«¡Has destruido nuestra familia!» — grita mi hija.
Lucía, mi hija, me culpa por su divorcio, y sus palabras clavan como puñaladas en el corazón. Cree que no les di a ella y a su marido las condiciones para ser felices. Todo empezó con una pelea por la hipoteca, aunque yo les supliqué que no se lanzaran al crédito. Pero ahora soy la gran culpable de sus males, y este dolor no me deja en paz.
Lucía y su marido, Javier, se casaron hace tres años. Ella quería una boda de ensueño: cien invitados, una limusina… Yo le pedí moderación, pero mi suegra, Carmen, sacó pecho: «A mi único hijo le daré una fiesta que se hable en toda Sevilla». Terminé gastando mis ahorros para no quedar mal. Le advertí que no habría regalo de mi parte; ya había puesto hasta el último céntimo en su celebración. Hoy, me estremece recordar lo que gastamos en un solo día, que ahora parece un despilfarro.
Después de la boda, se alquilaron un piso. Callé, aunque sabía que malgastaban dinero en el bolsillo de otro. Querían independencia, pero el entusiasmo duró un año. Pagar un alquiler les resultó insostenible.
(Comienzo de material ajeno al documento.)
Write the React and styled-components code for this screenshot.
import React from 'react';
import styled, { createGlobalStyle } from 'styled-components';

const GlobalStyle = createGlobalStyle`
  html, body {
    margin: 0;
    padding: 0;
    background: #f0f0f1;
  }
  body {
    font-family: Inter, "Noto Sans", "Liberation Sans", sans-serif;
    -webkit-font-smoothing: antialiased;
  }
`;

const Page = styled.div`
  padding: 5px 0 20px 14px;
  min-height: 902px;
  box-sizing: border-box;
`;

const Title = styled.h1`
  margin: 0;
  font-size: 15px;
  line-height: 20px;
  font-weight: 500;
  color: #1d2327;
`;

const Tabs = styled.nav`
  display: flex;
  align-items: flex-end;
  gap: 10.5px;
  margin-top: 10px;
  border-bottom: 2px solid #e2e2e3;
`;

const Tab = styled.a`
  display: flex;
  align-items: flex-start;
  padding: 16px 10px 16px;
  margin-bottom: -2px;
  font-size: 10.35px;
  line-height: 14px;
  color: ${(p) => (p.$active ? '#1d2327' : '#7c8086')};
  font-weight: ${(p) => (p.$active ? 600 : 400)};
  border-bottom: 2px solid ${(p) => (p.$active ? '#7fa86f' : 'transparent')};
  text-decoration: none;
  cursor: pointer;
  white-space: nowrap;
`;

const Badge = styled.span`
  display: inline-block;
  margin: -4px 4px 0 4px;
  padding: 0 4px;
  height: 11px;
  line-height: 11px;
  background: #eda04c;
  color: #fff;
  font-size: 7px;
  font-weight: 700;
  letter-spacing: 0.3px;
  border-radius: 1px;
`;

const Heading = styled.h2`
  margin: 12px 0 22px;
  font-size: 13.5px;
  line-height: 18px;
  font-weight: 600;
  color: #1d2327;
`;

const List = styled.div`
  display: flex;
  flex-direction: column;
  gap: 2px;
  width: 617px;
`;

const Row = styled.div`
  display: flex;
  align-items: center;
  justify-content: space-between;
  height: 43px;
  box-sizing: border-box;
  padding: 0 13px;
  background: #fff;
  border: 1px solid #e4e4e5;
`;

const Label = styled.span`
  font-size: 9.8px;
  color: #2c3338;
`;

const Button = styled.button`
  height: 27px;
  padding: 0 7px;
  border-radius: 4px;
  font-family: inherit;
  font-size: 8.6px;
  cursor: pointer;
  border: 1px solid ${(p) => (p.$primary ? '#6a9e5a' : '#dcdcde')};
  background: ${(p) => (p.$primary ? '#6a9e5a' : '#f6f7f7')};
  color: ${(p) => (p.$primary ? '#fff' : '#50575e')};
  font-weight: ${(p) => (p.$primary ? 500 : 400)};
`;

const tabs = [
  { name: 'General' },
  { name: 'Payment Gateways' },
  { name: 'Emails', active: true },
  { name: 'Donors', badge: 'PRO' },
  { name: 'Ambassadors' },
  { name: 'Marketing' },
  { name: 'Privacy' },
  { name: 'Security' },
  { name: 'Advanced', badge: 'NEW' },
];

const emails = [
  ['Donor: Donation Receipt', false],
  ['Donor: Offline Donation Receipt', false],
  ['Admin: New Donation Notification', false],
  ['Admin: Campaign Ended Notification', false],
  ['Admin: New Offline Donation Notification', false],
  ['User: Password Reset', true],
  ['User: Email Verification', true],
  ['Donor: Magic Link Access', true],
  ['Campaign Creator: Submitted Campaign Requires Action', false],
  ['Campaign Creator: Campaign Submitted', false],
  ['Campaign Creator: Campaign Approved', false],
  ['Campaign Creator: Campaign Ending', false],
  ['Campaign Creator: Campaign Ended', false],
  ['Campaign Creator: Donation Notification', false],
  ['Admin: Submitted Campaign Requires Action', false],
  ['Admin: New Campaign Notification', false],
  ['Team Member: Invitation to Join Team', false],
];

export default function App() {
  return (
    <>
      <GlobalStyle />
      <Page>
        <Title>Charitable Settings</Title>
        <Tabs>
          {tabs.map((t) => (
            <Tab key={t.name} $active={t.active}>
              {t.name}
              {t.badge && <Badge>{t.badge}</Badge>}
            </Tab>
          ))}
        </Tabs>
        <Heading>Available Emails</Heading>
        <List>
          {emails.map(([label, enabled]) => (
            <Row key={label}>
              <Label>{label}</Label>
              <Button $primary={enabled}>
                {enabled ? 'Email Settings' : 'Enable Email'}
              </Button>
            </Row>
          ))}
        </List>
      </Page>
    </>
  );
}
Cuando falleció la abuela de Javier, heredó un pequeño apartamento en las afueras. Sin reformar, con las paredes descascarilladas, pero habitable. Legalmente era de Carmen, pero les permitió mudarse. Decidieron arreglarlo. «¿Para qué invertir en un piso que no es tuyo?», intenté razonar con Lucía. «Si algo sale mal, te quedarás sin nada». Pero no me escuchó.
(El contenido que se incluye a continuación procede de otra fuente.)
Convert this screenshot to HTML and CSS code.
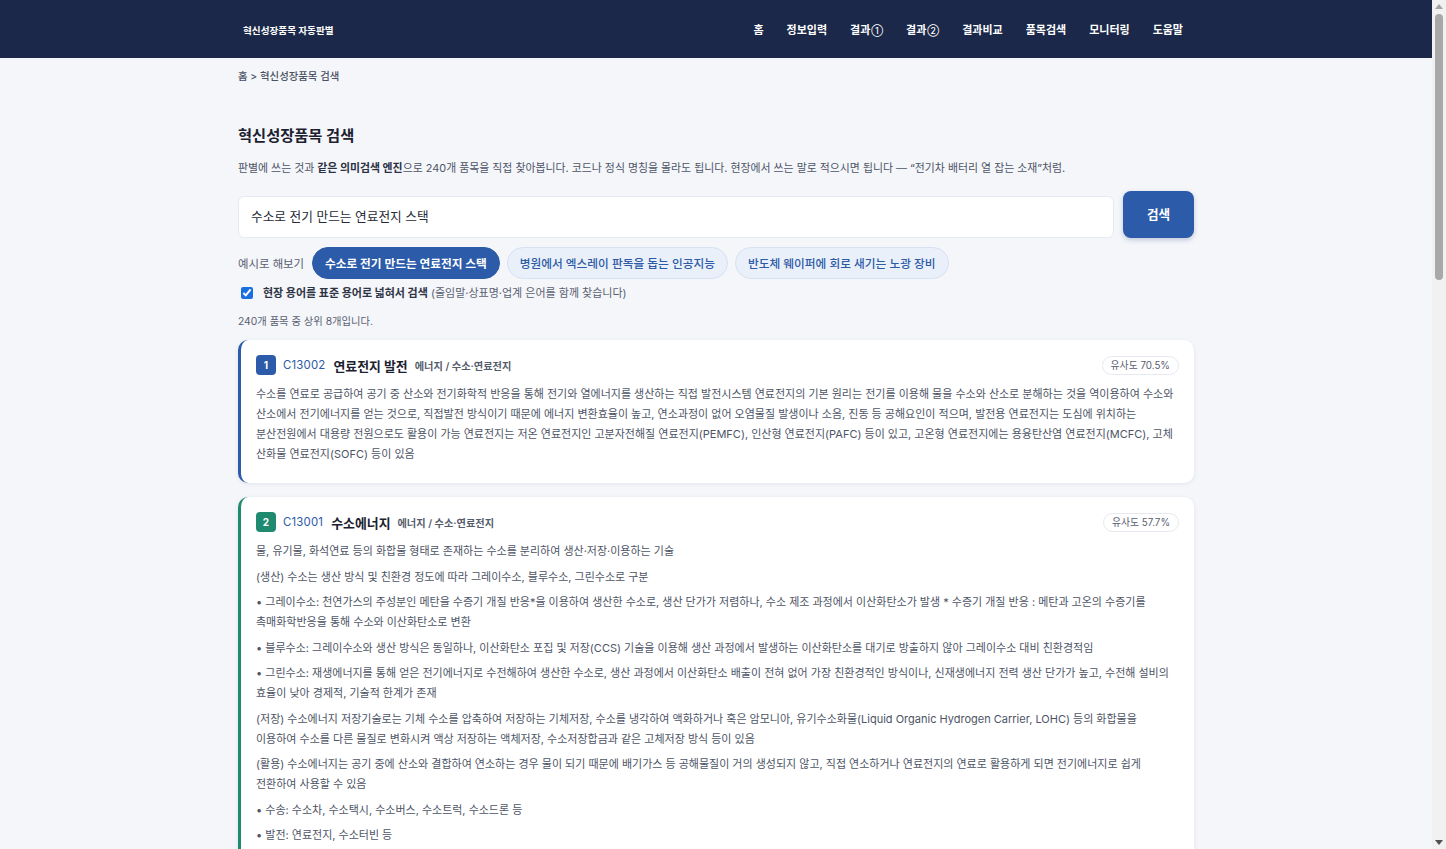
FILE: index.html
```html
<!DOCTYPE html>
<html lang="ko">
<head>
<meta charset="utf-8">
<title>혁신성장품목 검색</title>
<link rel="stylesheet" href="styles.css">
</head>
<body>
<header class="topbar">
  <div class="topbar-inner">
    <div class="brand">혁신성장품목 자동판별</div>
    <nav class="nav">
      <a href="#">홈</a>
      <a href="#">정보입력</a>
      <a href="#">결과<span class="circ">①</span></a>
      <a href="#">결과<span class="circ">②</span></a>
      <a href="#">결과비교</a>
      <a href="#">품목검색</a>
      <a href="#">모니터링</a>
      <a href="#">도움말</a>
    </nav>
  </div>
</header>

<main class="container">
  <div class="breadcrumb">홈 &gt; 혁신성장품목 검색</div>

  <h1 class="page-title">혁신성장품목 검색</h1>
  <p class="lead">판별에 쓰는 것과 <b>같은 의미검색 엔진</b>으로 240개 품목을 직접 찾아봅니다. 코드나 정식 명칭을 몰라도 됩니다. 현장에서 쓰는 말로 적으시면 됩니다 — “전기차 배터리 열 잡는 소재”처럼.</p>

  <form class="search-row">
    <input class="search-input" type="text" value="수소로 전기 만드는 연료전지 스택">
    <button class="search-btn" type="button">검색</button>
  </form>

  <div class="examples">
    <span class="examples-label">예시로 해보기</span>
    <button class="chip chip-active" type="button">수소로 전기 만드는 연료전지 스택</button>
    <button class="chip" type="button">병원에서 엑스레이 판독을 돕는 인공지능</button>
    <button class="chip" type="button">반도체 웨이퍼에 회로 새기는 노광 장비</button>
  </div>

  <label class="expand">
    <input type="checkbox" checked>
    <span><b>현장 용어를 표준 용어로 넓혀서 검색</b> (줄임말·상표명·업계 은어를 함께 찾습니다)</span>
  </label>

  <div class="result-count">240개 품목 중 상위 8개입니다.</div>

  <section class="results">
    <article class="card card-blue">
      <div class="card-head">
        <span class="rank">1</span>
        <span class="code">C13002</span>
        <span class="name">연료전지 발전</span>
        <span class="cat">에너지 / 수소·연료전지</span>
        <span class="sim">유사도 70.5%</span>
      </div>
      <div class="card-body">
        <p>수소를 연료로 공급하여 공기 중 산소와 전기화학적 반응을 통해 전기와 열에너지를 생산하는 직접 발전시스템 연료전지의 기본 원리는 전기를 이용해 물을 수소와 산소로 분해하는 것을 역이용하여 수소와 산소에서 전기에너지를 얻는 것으로, 직접발전 방식이기 때문에 에너지 변환효율이 높고, 연소과정이 없어 오염물질 발생이나 소음, 진동 등 공해요인이 적으며, 발전용 연료전지는 도심에 위치하는 분산전원에서 대용량 전원으로도 활용이 가능 연료전지는 저온 연료전지인 고분자전해질 연료전지(PEMFC), 인산형 연료전지(PAFC) 등이 있고, 고온형 연료전지에는 용융탄산염 연료전지(MCFC), 고체 산화물 연료전지(SOFC) 등이 있음</p>
      </div>
    </article>

    <article class="card card-green">
      <div class="card-head">
        <span class="rank">2</span>
        <span class="code">C13001</span>
        <span class="name">수소에너지</span>
        <span class="cat">에너지 / 수소·연료전지</span>
        <span class="sim">유사도 57.7%</span>
      </div>
      <div class="card-body">
        <p>물, 유기물, 화석연료 등의 화합물 형태로 존재하는 수소를 분리하여 생산·저장·이용하는 기술</p>
        <p>(생산) 수소는 생산 방식 및 친환경 정도에 따라 그레이수소, 블루수소, 그린수소로 구분</p>
        <p>• 그레이수소: 천연가스의 주성분인 메탄을 수증기 개질 반응*을 이용하여 생산한 수소로, 생산 단가가 저렴하나, 수소 제조 과정에서 이산화탄소가 발생 * 수증기 개질 반응 : 메탄과 고온의 수증기를 촉매화학반응을 통해 수소와 이산화탄소로 변환</p>
        <p>• 블루수소: 그레이수소와 생산 방식은 동일하나, 이산화탄소 포집 및 저장(CCS) 기술을 이용해 생산 과정에서 발생하는 이산화탄소를 대기로 방출하지 않아 그레이수소 대비 친환경적임</p>
        <p>• 그린수소: 재생에너지를 통해 얻은 전기에너지로 수전해하여 생산한 수소로, 생산 과정에서 이산화탄소 배출이 전혀 없어 가장 친환경적인 방식이나, 신재생에너지 전력 생산 단가가 높고, 수전해 설비의 효율이 낮아 경제적, 기술적 한계가 존재</p>
        <p>(저장) 수소에너지 저장기술로는 기체 수소를 압축하여 저장하는 기체저장, 수소를 냉각하여 액화하거나 혹은 암모니아, 유기수소화물(Liquid Organic Hydrogen Carrier, LOHC) 등의 화합물을 이용하여 수소를 다른 물질로 변화시켜 액상 저장하는 액체저장, 수소저장합금과 같은 고체저장 방식 등이 있음</p>
        <p>(활용) 수소에너지는 공기 중에 산소와 결합하여 연소하는 경우 물이 되기 때문에 배기가스 등 공해물질이 거의 생성되지 않고, 직접 연소하거나 연료전지의 연료로 활용하게 되면 전기에너지로 쉽게 전환하여 사용할 수 있음</p>
        <p>• 수송: 수소차, 수소택시, 수소버스, 수소트럭, 수소드론 등</p>
        <p>• 발전: 연료전지, 수소터빈 등</p>
      </div>
    </article>
  </section>
</main>

<div class="scrollbar" aria-hidden="true">
  <span class="sb-arrow sb-up"></span>
  <span class="sb-thumb"></span>
  <span class="sb-track"></span>
  <span class="sb-arrow sb-down"></span>
</div>
</body>
</html>
```

FILE: styles.css
```css
* { box-sizing: border-box; }

html, body {
  margin: 0;
  padding: 0;
}

body {
  background: #f4f6fa;
  color: #1f2430;
  font-family: Inter, "Noto Sans CJK KR", "Noto Sans", sans-serif;
  word-break: keep-all;
  margin-right: 14px;
}

/* decorative browser scrollbar, overlaid on the right edge */
.scrollbar {
  position: fixed;
  top: 0;
  right: 0;
  width: 14px;
  height: 100vh;
  background: #f1f1f1;
  display: flex;
  flex-direction: column;
  align-items: center;
}

.sb-arrow {
  width: 0;
  height: 0;
  border-left: 4px solid transparent;
  border-right: 4px solid transparent;
  flex: none;
}

.sb-up {
  border-bottom: 5px solid #a3a3a3;
  margin-top: 4px;
}

.sb-down {
  border-top: 5px solid #505050;
  margin-bottom: 4px;
}

.sb-thumb {
  width: 8px;
  height: 266px;
  margin-top: 5px;
  background: #a8a8a8;
  border-radius: 4px;
  flex: none;
}

.sb-track {
  flex: 1;
}

.topbar {
  background: #1b2849;
  height: 58px;
}

.topbar-inner {
  max-width: 956px;
  height: 100%;
  margin: 0 auto;
  padding: 0 11px 0 5px;
  display: flex;
  align-items: center;
  justify-content: space-between;
}

.brand {
  color: #ffffff;
  font-size: 9.6px;
  font-weight: 700;
  margin-top: 2px;
}

.nav {
  display: flex;
  gap: 23px;
}

.nav a {
  color: #ffffff;
  text-decoration: none;
  font-size: 11px;
  font-weight: 700;
}

.nav .circ {
  font-size: 8.5px;
  font-weight: 500;
  margin-left: 1px;
}

.container {
  max-width: 956px;
  margin: 0 auto;
  padding: 12px 0 40px;
}

.breadcrumb {
  font-size: 10.4px;
  color: #4a5163;
  font-weight: 500;
  line-height: 14px;
}

.page-title {
  font-size: 15.3px;
  font-weight: 700;
  margin: 42px 0 0;
  line-height: 20px;
  color: #1c2130;
}

.lead {
  font-size: 10.9px;
  color: #4d5466;
  margin: 14px 0 0;
  line-height: 16px;
}

.lead b {
  color: #2a3042;
  font-weight: 700;
}

.search-row {
  display: flex;
  align-items: flex-end;
  gap: 9px;
  margin-top: 15px;
}

.search-input {
  flex: 1;
  height: 42px;
  border: 1px solid #e6e9ef;
  border-radius: 6px;
  background: #ffffff;
  padding: 0 12px 3px;
  font-family: inherit;
  font-size: 12.7px;
  color: #262b36;
  outline: none;
}

.search-btn {
  width: 71px;
  height: 47px;
  border: none;
  border-radius: 8px;
  background: #2b5ba9;
  color: #ffffff;
  font-family: inherit;
  font-size: 12.6px;
  font-weight: 700;
  padding: 0 0 3px;
  box-shadow: 0 2px 5px rgba(30, 60, 120, 0.25);
}

.examples {
  display: flex;
  align-items: center;
  gap: 7px;
  margin-top: 9px;
}

.examples-label {
  font-size: 11.4px;
  color: #5a6070;
  margin-right: 1px;
}

.chip {
  height: 32px;
  padding: 0 12px 1px;
  border-radius: 16px;
  border: 1px solid #d6e1f2;
  background: #eaf0fa;
  color: #2c5aa6;
  font-family: inherit;
  font-size: 11.7px;
  font-weight: 500;
  white-space: nowrap;
}

.chip-active {
  background: #2b5ba9;
  border-color: #2b5ba9;
  color: #ffffff;
  font-weight: 700;
}

.expand {
  display: flex;
  align-items: center;
  gap: 10px;
  margin-top: 6px;
  padding-left: 3px;
  font-size: 11px;
  color: #5a6070;
  line-height: 16px;
}

.expand input {
  width: 12px;
  height: 12px;
  margin: 0;
  accent-color: #1a6fe0;
}

.expand b {
  color: #2e3444;
  font-weight: 700;
}

.result-count {
  font-size: 10.3px;
  color: #5a6070;
  margin-top: 13px;
  line-height: 14px;
}

.results {
  display: flex;
  flex-direction: column;
  gap: 14px;
  margin-top: 12px;
}

.card {
  background: #ffffff;
  border-radius: 10px;
  border-left: 3px solid #2b5ba9;
  padding: 15px 15px 19px 15px;
  box-shadow: 0 1px 4px rgba(20, 30, 60, 0.08);
}

.card-green {
  border-left-color: #1f8a6f;
}

.card-head {
  display: flex;
  align-items: center;
  height: 20px;
  margin-bottom: 9px;
}

.rank {
  width: 20px;
  height: 20px;
  border-radius: 4px;
  background: #2b5ba9;
  color: #ffffff;
  font-size: 10px;
  font-weight: 700;
  display: flex;
  align-items: center;
  justify-content: center;
  margin-right: 7px;
}

.card-green .rank {
  background: #1f8a6f;
}

.code {
  color: #2c5aa6;
  font-size: 11.4px;
  margin-right: 8px;
  letter-spacing: 0.2px;
}

.name {
  font-size: 12.9px;
  font-weight: 700;
  color: #1c2130;
  margin-right: 7px;
}

.cat {
  font-size: 10.2px;
  font-weight: 600;
  color: #555c6c;
}

.sim {
  margin-left: auto;
  font-size: 9.8px;
  color: #5a6070;
  border: 1px solid #e6e9ef;
  border-radius: 10px;
  height: 19px;
  padding: 0 8px;
  display: flex;
  align-items: center;
}

.card-body {
  display: flex;
  flex-direction: column;
  gap: 5.5px;
}

.card-body p {
  margin: 0;
  font-size: 11px;
  line-height: 20px;
  color: #4d5465;
}
```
Visité el piso solo una vez, en la fiesta de inauguración. El barrio era gris, el centro quedaba a eternidad en autobús, el portal olía a resignación… La cocina era diminuta, pero Lucía y Javier brillaban de felicidad, así que me mordí la lengua.
Al año, Lucía anunció que estaba embarazada. En ese minúsculo apartamento, un bebé sería inviable. Javier pidió a su madre venderlo para la hipoteca, pero Carmen se negó. Aun así, ellos se lanzaron al préstamo. «Lucía, con la baja maternal no podréis pagar», le rogué. «Tenéis techo, ¿por qué buscar problemas?». Mis palabras se las llevó el viento.
Entonces, Carmen propuso un trueque: yo me mudaría a su piso, y ellos al mío, de tres habitaciones en el centro. Me negué. ¿Vivir en un zulo en las afueras? Mi casa es mi refugio, ¿para qué cambiar?
Lucía guardó rencor. Aún así, firmaron una hipoteca en un piso viejo. Cuando nació su hija, Martita, el sueldo de Javier se esfumaba en plazos. Les ayudamos, pero no somos millonarios. «Elegisteis este camino», les dije, tal vez con dureza, pero no sabía qué más hacer.
Hasta que Lucía vino con Martita en brazos, destrozada: «¡Por tu culpa nos divorciamos! Martita crecerá sin padre… ¡Si hubieras aceptado el cambio, todo sería distinto!». Gritaba, lloraba, y yo, petrificada, no supe responder.
Me duele su ruptura, pero… ¿es mi culpa? Solo quise proteger lo mío, darles consejos sensatos. ¿Me equivoqué? ¿Qué haríais vosotros en mi lugar?